The challenge of distilling all that is Pynchon’s literary style into a film that does the author justice is thus a daunting one. Anderson, who directs Inherent Vice from his own screenplay adapted from Pynchon’s novel, shows that he’s more than up to the challenge, as the film proves to be just as frustrating an entertainment experience as reading the book. At times it’s engrossing and hilarious thanks to its cast, who all bring their A-games here — Phoenix is spot-on here, and he and Brolin’s hilarious scenes playing off of each other are among the film’s most memorable, while the willowy Katherine Waterston is a mesmerizing presence in her relatively few scenes. Assuming you can get into the film at all, you’ll want to see more of her, and of Del Toro, who as Sauncho is actually the most lucid and even keel character in the whole crazy affair.
But the assumption that audiences can and/or will get into something like this or even remain in their seats for the entire considerable length of the film (2 hrs, 28 minutes) is a huge assumption to make. The fact that Inherent Vice is as good an adaptation of the experience of reading Pynchon as we’re ever likely to get in mainstream cinema doesn’t make it a great or even a good film. After a while, the seemingly aimless progression of the film’s plotlines and all those clever and punny names inspired by gumshoe detective fiction of the past just gets tedious, and is sure to challenge the patience of even the most open-minded of film lovers, especially once you get to what’s supposed to be the payoff at the end.
Now, if you’ve read Pynchon and you enjoyed it, you’re likely to have what it takes to get through this film and actually enjoy it, too.

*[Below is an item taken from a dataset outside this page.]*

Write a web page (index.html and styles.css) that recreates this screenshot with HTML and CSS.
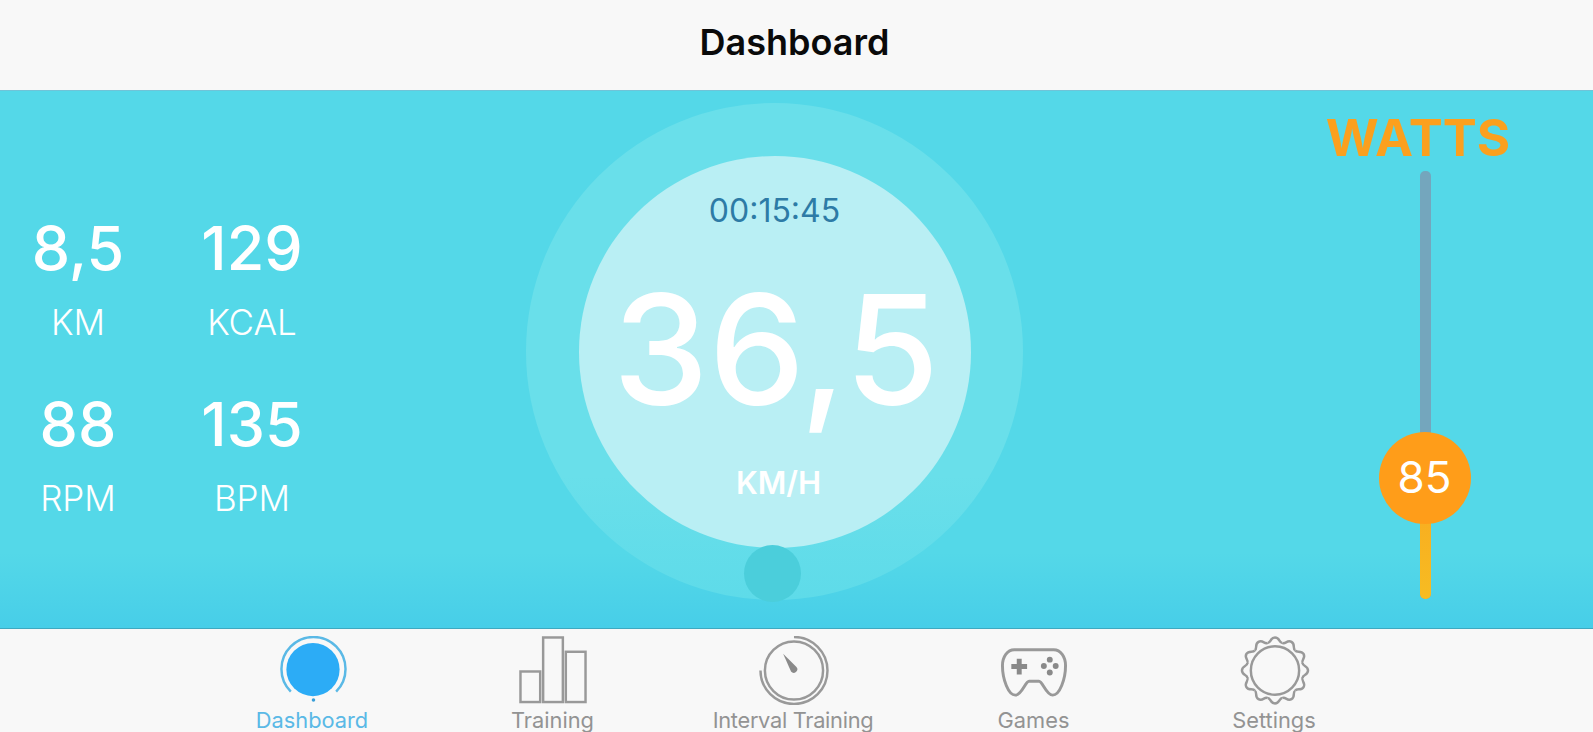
FILE: index.html
```html
<!DOCTYPE html>
<html lang="en">
<head>
    <meta charset="UTF-8">
    <meta name="viewport" content="width=device-width, initial-scale=1.0">
    <title>Dashboard</title>
    <link rel="stylesheet" href="styles.css">
</head>
<body>
    <div class="header">Dashboard</div>

    <div class="main">
        <div class="stats">
            <div class="stat">
                <div class="stat-value">8,5</div>
                <div class="stat-label">KM</div>
            </div>
            <div class="stat">
                <div class="stat-value">129</div>
                <div class="stat-label">KCAL</div>
            </div>
            <div class="stat">
                <div class="stat-value">88</div>
                <div class="stat-label">RPM</div>
            </div>
            <div class="stat">
                <div class="stat-value">135</div>
                <div class="stat-label">BPM</div>
            </div>
        </div>

        <div class="gauge">
            <div class="gauge-inner">
                <div class="gauge-time">00:15:45</div>
                <div class="gauge-speed">36,5</div>
                <div class="gauge-unit">KM/H</div>
            </div>
            <div class="gauge-knob"></div>
        </div>

        <div class="watts">
            <div class="watts-title">WATTS</div>
            <div class="watts-track">
                <div class="watts-fill"></div>
                <div class="watts-thumb">85</div>
            </div>
        </div>
    </div>

    <div class="tabs">
        <div class="tab active">
            <svg class="tab-icon" viewBox="0 0 72 70">
                <circle cx="37" cy="34" r="27" fill="#2cacf6"/>
                <path d="M14.500 56.500A32.500 32.500 0 1 1 60.500 56.500" fill="none" stroke="#5ab9e6" stroke-width="2.500"/>
                <circle cx="37.500" cy="65" r="1.800" fill="#3a9fd8"/>
            </svg>
            <div class="tab-label">Dashboard</div>
        </div>
        <div class="tab">
            <svg class="tab-icon" viewBox="0 0 72 70">
                <g fill="none" stroke="#999" stroke-width="2.500">
                    <rect x="3" y="36" width="20" height="31"/>
                    <rect x="26" y="1.500" width="20" height="65.500"/>
                    <rect x="49" y="16" width="20" height="51"/>
                </g>
            </svg>
            <div class="tab-label">Training</div>
        </div>
        <div class="tab">
            <svg class="tab-icon" viewBox="-1 0 72 70">
                <circle cx="36" cy="35" r="29.500" fill="none" stroke="#999" stroke-width="2.500"/>
                <path d="M36 1A34 34 0 1 1 2 35" fill="none" stroke="#999" stroke-width="2.500"/>
                <path d="M25 18L38.500 31.500A3.500 3.500 0 0 1 33 36Z" fill="#8a8a8a"/>
            </svg>
            <div class="tab-label tab-label-tight">Interval Training</div>
        </div>
        <div class="tab">
            <svg class="tab-icon" viewBox="0 0 72 70">
                <path d="M16 14H56C63 14 68 21 68 30C68 44 62 60 55 60C48 60 45 46 41 46H31C27 46 24 60 17 60C10 60 4 44 4 30C4 21 9 14 16 14Z" fill="none" stroke="#999" stroke-width="3" stroke-linejoin="round"/>
                <path d="M18.500 23h5v5.500h5.500v5h-5.500v5.500h-5v-5.500h-5.500v-5h5.500z" fill="#8a8a8a"/>
                <g fill="#8a8a8a">
                    <circle cx="52" cy="24" r="3"/>
                    <circle cx="52" cy="37" r="3"/>
                    <circle cx="46" cy="30.500" r="3"/>
                    <circle cx="58" cy="30.500" r="3"/>
                </g>
            </svg>
            <div class="tab-label">Games</div>
        </div>
        <div class="tab">
            <svg class="tab-icon" viewBox="-37 -35 72 70">
                <circle r="24.500" fill="none" stroke="#999" stroke-width="2.500"/>
                <g fill="none" stroke="#999" stroke-width="2.500">
                    <path id="bump" d="M-7.500-28C-4-28-5-33.500 0-33.500C5-33.500 4-28 7.500-28"/>
                    <use href="#bump" transform="rotate(30)"/>
                    <use href="#bump" transform="rotate(60)"/>
                    <use href="#bump" transform="rotate(90)"/>
                    <use href="#bump" transform="rotate(120)"/>
                    <use href="#bump" transform="rotate(150)"/>
                    <use href="#bump" transform="rotate(180)"/>
                    <use href="#bump" transform="rotate(210)"/>
                    <use href="#bump" transform="rotate(240)"/>
                    <use href="#bump" transform="rotate(270)"/>
                    <use href="#bump" transform="rotate(300)"/>
                    <use href="#bump" transform="rotate(330)"/>
                </g>
            </svg>
            <div class="tab-label">Settings</div>
        </div>
    </div>
</body>
</html>
```

FILE: styles.css
```css
body {
    font-family: Inter, "Liberation Sans", sans-serif;
    margin: 0;
    padding: 0;
    height: 732px;
    overflow: hidden;
    display: flex;
    flex-direction: column;
    background-color: #f8f8f8;
}
.header {
    height: 90px;
    flex: none;
    display: flex;
    align-items: center;
    justify-content: center;
    padding-bottom: 6px;
    padding-right: 4px;
    box-sizing: border-box;
    font-size: 36px;
    font-weight: 600;
    color: #0a0a0a;
    background-color: #f8f8f8;
}
.main {
    height: 539px;
    flex: none;
    display: flex;
    box-sizing: border-box;
    border-top: 1px solid #6fc4d8;
    border-bottom: 1px solid #3fa9c0;
    background: linear-gradient(#54d8e8 0, #54d8e8 86%, #47cee8 100%);
    color: #fff;
}
.stats {
    width: 330px;
    flex: none;
    display: grid;
    grid-template-columns: 156px 156px;
    column-gap: 18px;
    align-content: start;
    padding-top: 126px;
    row-gap: 51px;
}
.stat {
    text-align: center;
}
.stat-value {
    font-size: 61px;
    font-weight: 450;
    line-height: 62px;
}
.stat-label {
    font-size: 35px;
    font-weight: 300;
    line-height: 40px;
    margin-top: 23px;
}
.gauge {
    position: relative;
    width: 497px;
    height: 497px;
    flex: none;
    margin-left: 196px;
    margin-top: 12px;
    border-radius: 50%;
    background: linear-gradient(#69dfea 0, #69dfea 75%, #5edbe9 100%);
    display: flex;
    align-items: center;
    justify-content: center;
}
.gauge-inner {
    width: 392px;
    height: 392px;
    border-radius: 50%;
    background-color: #b9eff4;
    display: flex;
    flex-direction: column;
    align-items: center;
    box-sizing: border-box;
    padding-top: 35px;
}
.gauge-time {
    font-size: 32px;
    line-height: 40px;
    color: #2d7ba6;
}
.gauge-speed {
    font-size: 153px;
    font-weight: 450;
    line-height: 160px;
    margin-top: 39px;
    margin-left: 3px;
}
.gauge-unit {
    font-size: 31px;
    font-weight: 600;
    line-height: 36px;
    margin-top: 35px;
    margin-left: 8px;
}
.gauge-knob {
    position: absolute;
    left: 218px;
    top: 442px;
    width: 57px;
    height: 57px;
    border-radius: 50%;
    background-color: #4bcedb;
}
.watts {
    flex: none;
    width: 190px;
    margin-left: 307px;
    display: flex;
    flex-direction: column;
    align-items: center;
}
.watts-title {
    font-size: 51px;
    font-weight: 700;
    line-height: 60px;
    margin-top: 17px;
    margin-left: -14px;
    color: #fba01e;
}
.watts-track {
    position: relative;
    width: 11px;
    height: 428px;
    margin-top: 3px;
    border-radius: 5px;
    background-color: #74a6bd;
}
.watts-fill {
    position: absolute;
    left: 0;
    right: 0;
    bottom: 0;
    height: 122px;
    border-radius: 0 0 5px 5px;
    background: linear-gradient(#f9a81f, #f7bc22);
}
.watts-thumb {
    position: absolute;
    left: -41px;
    top: 261px;
    width: 92px;
    height: 92px;
    border-radius: 50%;
    background-color: #ff9d19;
    display: flex;
    align-items: center;
    justify-content: center;
    padding-bottom: 3px;
    box-sizing: border-box;
    font-size: 44px;
    color: #fff;
}
.tabs {
    flex: 1;
    display: flex;
    justify-content: center;
    padding-right: 7px;
    background-color: #f8f8f8;
    overflow: hidden;
}
.tab {
    width: 240.500px;
    display: flex;
    flex-direction: column;
    align-items: center;
    padding-top: 7px;
}
.tab-icon {
    width: 72px;
    height: 70px;
    display: block;
}
.tab-label {
    font-size: 21.800px;
    line-height: 24px;
    margin-top: 3px;
    color: #939393;
    white-space: nowrap;
}
.tab-label-tight {
    letter-spacing: -0.300px;
}
.tab.active .tab-label {
    color: #5ab9e6;
}
```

Otherwise, if you insist on seeing the film just so that you can say you saw the latest from Anderson, take this paraphrased advice given by the nameless waitress at the seaside diner where Sauncho meets Doc to give him on the lowdown on a certain mysterious ship that’s key to the story: “You’re going to want to get good and f—ed up before this [film].”
Score: 2 out of 5
Starring Joaquin Phoenix, Josh Brolin, Owen Wilson, Katherine Waterston, Reese Witherspoon, Benecio Del Toro, Martin Short, Jena Malone, and Joanna Newsom. Directed by Paul Thomas Anderson.
Running Time: 148 minutes
Rated R for drug use throughout, sexual content, graphic nudity, language and some violence.